Halloween is the traditional time of year for kids (and many adults) to overindulge in loads of sugar-loaded candy. The famous “treat” part of “trick and treat” has been popular in the U.S. since the end of World War II, when finally sugar shortages were over and candy makers were pumping out the popular products as Halloween candy to increase sales.
However, there are certain brands and types of Halloween candy that won’t be on the shelves this year, and some were banned quite some time ago. How many of these candy treats do you remember from childhood?
First, let’s have a look at the treat pictured above, with the charming name of Toxic Waste Nuclear Sludge Chew Bars. Supposedly created in a secret lab by Professor Sauernoggin, the colorful and totally appropriate Halloween treat was pulled from the shelves back in 2011. This was when the U.S. Food and Drug Administration established that the tasty, sour treat contained elevated levels of lead (0.24 parts per million; the U.S. FDA tolerance is 0.1 ppm). The FDA said the candy could “potentially could cause health problems, particularly for infants, small children, and pregnant women.”
The company, Candy Dynamics, had imported the product from Pakistan where, let’s face it, health concerns are not addressed as well as they could be. While no actual health problems were reported from consuming the Toxic Waste Nuclear Sludge Cherry Chew Bar, the manufacturer withdrew it from sale “out of an abundance of caution.”
Rather ironically, the label has a green stamp saying clearly that “Toxic Waste Candy Sponsors a Cleaner Planet.” However, it should be noted that the FDA did say that no other Toxic Waste Candy was affected by the recall, only the cherry and other flavors of the “nuclear waste” chew bars.
If any reader had the experience of eating the super-sour cherry flavored treat, please let us know in the comments section below.
In these days of action against smokers, with smoking bans cropping up all over the world, the next sweet treat was sort of an obvious item to ban, at Halloween or any other time of year, but many folks will remember them well.
Many kids thoroughly enjoyed acting like grown-ups, puffing away on their candy cigarettes, especially as part of their Halloween candy. The sweet treat was still on the shelves right up until around 2009, when the FDA got it into its collective head to ban flavored cigarettes.
Now it must be borne in mind that this time the FDA’s ban didn’t refer to the candy itself. They were referring to the real tobacco deal, but the ban encouraged many U.S. stores, like Wal-Mart, to take the candy cigarettes off the shelves.
The main reason for this ban was a study run in 2007 in Preventive Medicine, which clearly indicated a link between the candy cigarettes and smoking the real deal. According to the study, 22 percent of people who currently smoked had previously consumed candy cigarettes when they were children. On the other hand, 14 percent of those polled who didn’t smoke had never indulged in the sweet treat.

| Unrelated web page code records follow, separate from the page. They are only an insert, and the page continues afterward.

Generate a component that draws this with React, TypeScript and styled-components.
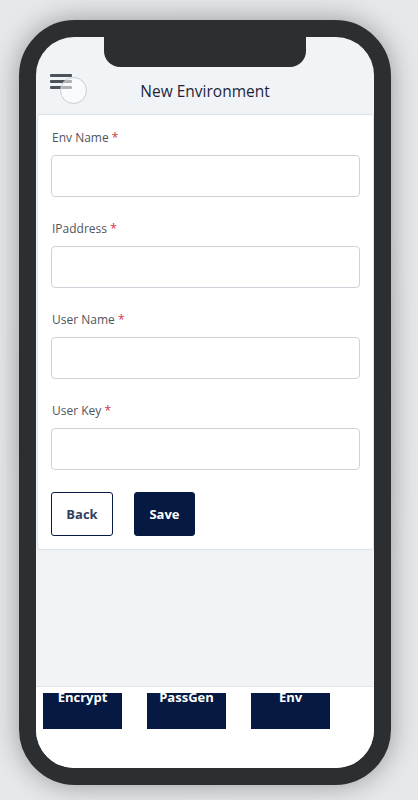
import React from "react";
import styled, { createGlobalStyle } from "styled-components";

const GlobalStyle = createGlobalStyle`
  html, body {
    margin: 0;
    padding: 0;
    background: #e6e8eb;
  }
  body {
    font-family: "Open Sans", "Noto Sans", sans-serif;
  }
  * {
    box-sizing: border-box;
  }
`;

const Page = styled.div`
  width: 418px;
  height: 800px;
  padding: 20px 0 0 19px;
  background: radial-gradient(ellipse at center, #c9ccd0 0%, #e6e8eb 70%);
`;

const Phone = styled.div`
  position: relative;
  width: 372px;
  height: 765px;
  border: 17px solid #2b2f32;
  border-radius: 56px;
  background: #2b2f32;
  box-shadow: 0 0 28px rgba(0, 0, 0, 0.35);
`;

const Screen = styled.div`
  position: relative;
  width: 100%;
  height: 100%;
  border-radius: 38px;
  overflow: hidden;
  background: #f1f4f7;
  display: flex;
  flex-direction: column;
`;

const Notch = styled.div`
  position: absolute;
  top: 0;
  left: 68px;
  width: 202px;
  height: 30px;
  background: #2b2f32;
  border-radius: 0 0 16px 16px;
`;

const Header = styled.header`
  height: 77px;
  flex-shrink: 0;
  padding: 37px 14px 0;
  display: grid;
  grid-template-columns: 22px 1fr 22px;
  align-items: start;
`;

const MenuButton = styled.button`
  position: relative;
  width: 22px;
  height: 15px;
  padding: 0;
  border: 0;
  background: none;
  display: flex;
  flex-direction: column;
  justify-content: space-between;
  cursor: pointer;
`;

const Bar = styled.span`
  display: block;
  height: 3px;
  width: 100%;
  border-radius: 1px;
  background: #4b5259;
`;

const Ripple = styled.span`
  position: absolute;
  left: 10px;
  top: 3px;
  width: 27px;
  height: 27px;
  border-radius: 50%;
  border: 1px solid #c9cccf;
  background: rgba(255, 255, 255, 0.55);
`;

const Title = styled.h1`
  margin: 6px 0 0;
  text-align: center;
  font-size: 15.5px;
  line-height: 22px;
  font-weight: 400;
  color: #231f3a;
`;

const Card = styled.form`
  background: #fff;
  border: 1px solid #dde2e7;
  border-radius: 3px;
  margin: 0 0 0 1px;
  padding: 13px 13px 13px;
  display: flex;
  flex-direction: column;
`;

const Field = styled.div`
  display: flex;
  flex-direction: column;
  gap: 7px;
  margin-bottom: 22px;
`;

const Label = styled.label`
  font-size: 12px;
  line-height: 20px;
  color: #4f555b;
  padding-left: 1px;
`;

const Req = styled.span`
  color: #d6304a;
`;

const Input = styled.input`
  height: 42px;
  width: 100%;
  border: 1px solid #ced3d9;
  border-radius: 4px;
  background: #fff;
  font: inherit;
  padding: 0 12px;
`;

const Actions = styled.div`
  display: flex;
  gap: 21px;
`;

const Button = styled.button<{ $solid?: boolean }>`
  height: 44px;
  width: ${p => (p.$solid ? "61px" : "62px")};
  padding: 0;
  border-radius: 3px;
  border: 1px solid #051942;
  background: ${p => (p.$solid ? "#051942" : "#fff")};
  color: ${p => (p.$solid ? "#fff" : "#34405f")};
  font-family: "Open Sans", sans-serif;
  font-weight: 700;
  font-size: 13px;
  cursor: pointer;
`;

const Filler = styled.div`
  flex: 1;
`;

const BottomNav = styled.nav`
  height: 82px;
  flex-shrink: 0;
  background: #fff;
  border-top: 1px solid #e3e7eb;
  padding: 6px 0 0 7px;
`;

const NavTrack = styled.div`
  height: 36px;
  overflow: hidden;
  display: flex;
  gap: 25px;
`;

const NavButton = styled.button`
  width: 79px;
  height: 36px;
  border: 0;
  padding: 0;
  background: #051942;
  color: #fff;
  font-family: "Open Sans", sans-serif;
  font-weight: 700;
  font-size: 13px;
  line-height: 14px;
  display: flex;
  justify-content: center;
  align-items: flex-start;
  span {
    margin-top: -3px;
  }
`;

const fields = ["Env Name", "IPaddress", "User Name", "User Key"];

export default function App() {
  return (
    <>
      <GlobalStyle />
      <Page>
        <Phone>
          <Screen>
            <Header>
              <MenuButton aria-label="menu">
                <Bar />
                <Bar />
                <Bar />
                <Ripple />
              </MenuButton>
              <Title>New Environment</Title>
              <div />
            </Header>
            <Card>
              {fields.map(f => (
                <Field key={f}>
                  <Label>
                    {f} <Req>*</Req>
                  </Label>
                  <Input />
                </Field>
              ))}
              <Actions>
                <Button type="button">Back</Button>
                <Button type="button" $solid>
                  Save
                </Button>
              </Actions>
            </Card>
            <Filler />
            <BottomNav>
              <NavTrack>
                <NavButton>
                  <span>Encrypt</span>
                </NavButton>
                <NavButton>
                  <span>PassGen</span>
                </NavButton>
                <NavButton>
                  <span>Env</span>
                </NavButton>
              </NavTrack>
            </BottomNav>
            <Notch />
          </Screen>
        </Phone>
      </Page>
    </>
  );
}
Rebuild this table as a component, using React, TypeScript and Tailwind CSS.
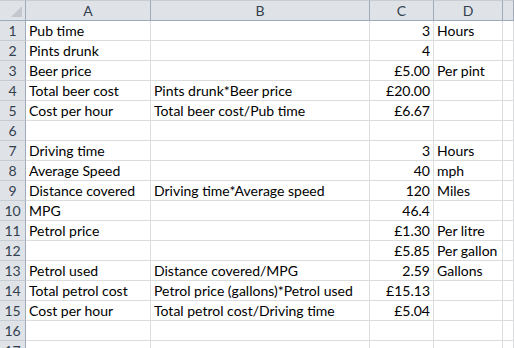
import React from "react";

type Row = { n: number; a?: string; b?: string; c?: string; d?: string };

const rows: Row[] = [
  { n: 1, a: "Pub time", c: "3", d: "Hours" },
  { n: 2, a: "Pints drunk", c: "4" },
  { n: 3, a: "Beer price", c: "£5.00", d: "Per pint" },
  { n: 4, a: "Total beer cost", b: "Pints drunk*Beer price", c: "£20.00" },
  { n: 5, a: "Cost per hour", b: "Total beer cost/Pub time", c: "£6.67" },
  { n: 6 },
  { n: 7, a: "Driving time", c: "3", d: "Hours" },
  { n: 8, a: "Average Speed", c: "40", d: "mph" },
  { n: 9, a: "Distance covered", b: "Driving time*Average speed", c: "120", d: "Miles" },
  { n: 10, a: "MPG", c: "46.4" },
  { n: 11, a: "Petrol price", c: "£1.30", d: "Per litre" },
  { n: 12, c: "£5.85", d: "Per gallon" },
  { n: 13, a: "Petrol used", b: "Distance covered/MPG", c: "2.59", d: "Gallons" },
  { n: 14, a: "Total petrol cost", b: "Petrol price (gallons)*Petrol used", c: "£15.13" },
  { n: 15, a: "Cost per hour", b: "Total petrol cost/Driving time", c: "£5.04" },
  { n: 16 },
  { n: 17 },
];

const cell = "h-[20px] border-r border-b border-[#dadcdd] whitespace-nowrap overflow-hidden leading-[19px] text-[14px] text-black";

export default function App() {
  return (
    <div
      className="w-[514px] h-[348px] overflow-hidden bg-white"
      style={{ fontFamily: "Lato, 'Open Sans', sans-serif" }}
    >
      <div className="grid grid-cols-[26px_125px_219px_64px_69px_1fr]">
        <div className="relative h-[21px] bg-[#dfe3e8] border-r border-b border-[#9eaab8] border-t border-t-[#c9ccd1]">
          <svg className="absolute right-[3px] bottom-[3px]" width="11" height="11" viewBox="0 0 11 11">
            <polygon points="11,0 11,11 0,11" fill="#c4c8ce" />
          </svg>
        </div>
        {["A", "B", "C", "D", ""].map((h, i) => (
          <div
            key={i}
            className="h-[21px] bg-[#dfe3e8] border-r border-b border-[#9eaab8] border-t border-t-[#c9ccd1] flex items-center justify-center text-[14px] text-[#34404e]"
          >
            {h}
          </div>
        ))}
        {rows.map((r) => (
          <React.Fragment key={r.n}>
            <div className="h-[20px] bg-[#dfe3e8] border-r border-r-[#9eaab8] border-b border-b-[#c6ccd4] flex items-center justify-center text-[14px] text-[#34404e] leading-[19px]">
              {r.n}
            </div>
            <div className={`${cell} pl-[3px]`}>{r.a ?? ""}</div>
            <div className={`${cell} pl-[3px]`}>{r.b ?? ""}</div>
            <div className={`${cell} pr-[3px] text-right`}>{r.c ?? ""}</div>
            <div className={`${cell} pl-[3px]`}>{r.d ?? ""}</div>
            <div className={cell}></div>
          </React.Fragment>
        ))}
      </div>
    </div>
  );
}
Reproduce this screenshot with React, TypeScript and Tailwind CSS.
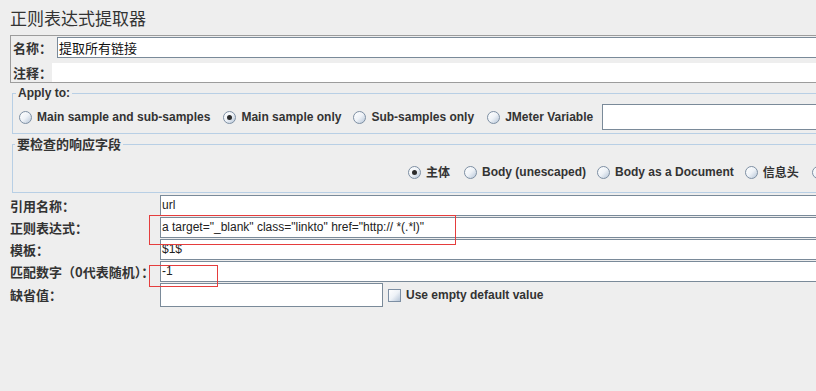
const latin = "font-['Liberation_Sans','Noto_Sans_CJK_SC',sans-serif]";
const cjk = "font-['Noto_Sans_CJK_SC','Liberation_Sans',sans-serif]";

function Radio({ checked }: { checked?: boolean }) {
  return (
    <span className="inline-flex h-[13px] w-[13px] shrink-0 items-center justify-center rounded-full border border-[#7d8fa3] bg-linear-to-br from-white via-[#eef2f7] to-[#b7c6d8]">
      {checked && <span className="h-[5px] w-[5px] rounded-full bg-[#2b2b2b]" />}
    </span>
  );
}

function RadioItem({ label, checked, font }: { label: string; checked?: boolean; font?: string }) {
  return (
    <div className="flex shrink-0 items-center">
      <Radio checked={checked} />
      <span className={`ml-[5px] text-[12px] font-bold leading-[16px] text-[#333] ${font ?? latin}`}>{label}</span>
    </div>
  );
}

function Field({ label, value }: { label: string; value?: string }) {
  return (
    <div className="mb-[1px] flex items-center">
      <span className={`w-[150px] shrink-0 text-[13px] font-bold leading-[21px] text-[#333] ${cjk}`}>{label}</span>
      <div className={`h-[21px] flex-1 border border-r-0 border-[#7a8a99] bg-white pl-[1px] text-[12px] leading-[19px] text-[#222] ${latin}`}>
        {value}
      </div>
    </div>
  );
}

export default function App() {
  return (
    <div className="relative h-[391px] w-[816px] overflow-hidden bg-[#eeeeee] text-[#333]">
      {/* Title */}
      <div className={`h-[35px] pl-[10px] pt-[6px] text-[17px] leading-[24px] text-[#333] ${cjk}`}>正则表达式提取器</div>

      {/* Name / comment panel */}
      <div className="ml-[10px] h-[48px] border border-r-0 border-[#9c9c9c] pl-[1px]">
        <div className="mt-[1px] flex h-[21px] items-center">
          <span className={`w-[45px] shrink-0 pl-[1px] text-[13px] font-bold ${cjk}`}>名称：</span>
          <div className={`h-[21px] flex-1 border border-r-0 border-[#7a8a99] bg-white pl-[1px] text-[13px] leading-[19px] text-[#111] ${cjk}`}>
            提取所有链接
          </div>
        </div>
        <div className="mt-[5px] flex h-[19px] items-center">
          <span className={`w-[40px] shrink-0 pl-[1px] text-[13px] font-bold ${cjk}`}>注释：</span>
          <div className="h-[19px] flex-1 bg-white" />
        </div>
      </div>

      {/* Apply to */}
      <fieldset className="ml-[12px] mt-[3px] w-[830px] border border-[#b8cfe5]">
        <legend className={`ml-[3px] px-[2px] text-[12px] font-bold leading-[14px] ${latin}`}>Apply to:</legend>
        <div className="mb-[3px] mt-[4px] flex h-[26px] items-center pl-[6px]">
          <RadioItem label="Main sample and sub-samples" />
          <div className="w-[13px] shrink-0" />
          <RadioItem label="Main sample only" checked />
          <div className="w-[12px] shrink-0" />
          <RadioItem label="Sub-samples only" />
          <div className="w-[13px] shrink-0" />
          <RadioItem label="JMeter Variable" />
          <div className="ml-[9px] h-[26px] flex-1 border border-r-0 border-[#7a8a99] bg-white" />
        </div>
      </fieldset>

      {/* Response field to check */}
      <fieldset className="ml-[12px] mt-[2px] w-[830px] border border-[#b8cfe5]">
        <legend className={`ml-[2px] px-[2px] text-[13px] font-bold leading-[16px] ${cjk}`}>要检查的响应字段</legend>
        <div className="box-content flex h-[16px] items-center whitespace-nowrap pb-[12px] pl-[395px] pt-[12px]">
          <RadioItem label="主体" checked font={cjk} />
          <div className="w-[14px] shrink-0" />
          <RadioItem label="Body (unescaped)" />
          <div className="w-[11px] shrink-0" />
          <RadioItem label="Body as a Document" />
          <div className="w-[11px] shrink-0" />
          <RadioItem label="信息头" font={cjk} />
          <div className="w-[13px] shrink-0" />
          <Radio />
        </div>
      </fieldset>

      {/* Fields */}
      <div className="mt-[2px] pl-[10px]">
        <Field label="引用名称：" value="url" />
        <Field label="正则表达式：" value={'a target="_blank" class="linkto" href="http:// *(.*l)"'} />
        <Field label="模板：" value="$1$" />
        <Field label="匹配数字（0代表随机）：" value="-1" />
        <div className="flex items-center">
          <span className={`w-[150px] shrink-0 text-[13px] font-bold text-[#333] ${cjk}`}>缺省值：</span>
          <div className="h-[24px] w-[223px] border border-[#7a8a99] bg-white" />
          <span className="ml-[5px] h-[13px] w-[13px] border border-[#7d8fa3] bg-linear-to-br from-white via-[#eef2f7] to-[#b7c6d8]" />
          <span className={`ml-[5px] text-[12px] font-bold text-[#333] ${latin}`}>Use empty default value</span>
        </div>
      </div>

      {/* Red annotation boxes */}
      <div className="absolute left-[149px] top-[215px] h-[30px] w-[307px] border border-[#e53d3d]" />
      <div className="absolute left-[149px] top-[265px] h-[22px] w-[69px] border border-[#e53d3d]" />
    </div>
  );
}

It was probably a no-brainer to say that the “continued existence of these products helps promote smoking as a culturally or socially acceptable activity.”
Last, but not least, is a treat which any kid would thoroughly love, whether as Halloween candy or any kind of birthday treat. This one isn’t really dangerous to health, except, of course, for the sugar overload experience, and it was definitely banned by a spoilsport.
There’s nothing like a surprise to keep a kid excited and happy and the Nestlé Magic Ball was just that. You ripped off the packaging, bit into the tasty chocolate, and inside was, as advertised, a ball containing a surprise toy. Ranging from superheroes to popular Disney and Pokemon characters, the kids loved these treats during the 1990s, and they were a popular Halloween candy gift for quite some time.
According to Atlas Obscura, back in 1938, President Franklin (spoilsport) Roosevelt signed the Federal Food, Drug and Cosmetic Act into law. Under that law, it was said that a piece of confectionery will be deemed illegal if it is “adulterated” or “has partially or completely embedded therein any non-nutritive object.” As the plastic toy contained in the Nestlé Magic Ball was definitely a non-nutritive commodity, this made the treat illegal more than 50 years before it was even born.
Since then, in 1997 to be exact, consumer groups, largely subsidized by Nestlé’s competitors, spoke up, saying the plastic toys were choking hazards, and finally the FDA stepped in, making the candy treat illegal. The Nestlé Magic Balls were removed from the shelves in October 1997.
Having found out about some tasty Halloween candy that you definitely won’t be getting this year, stay safe and have fun on your “trick or treat” rounds of the neighborhood.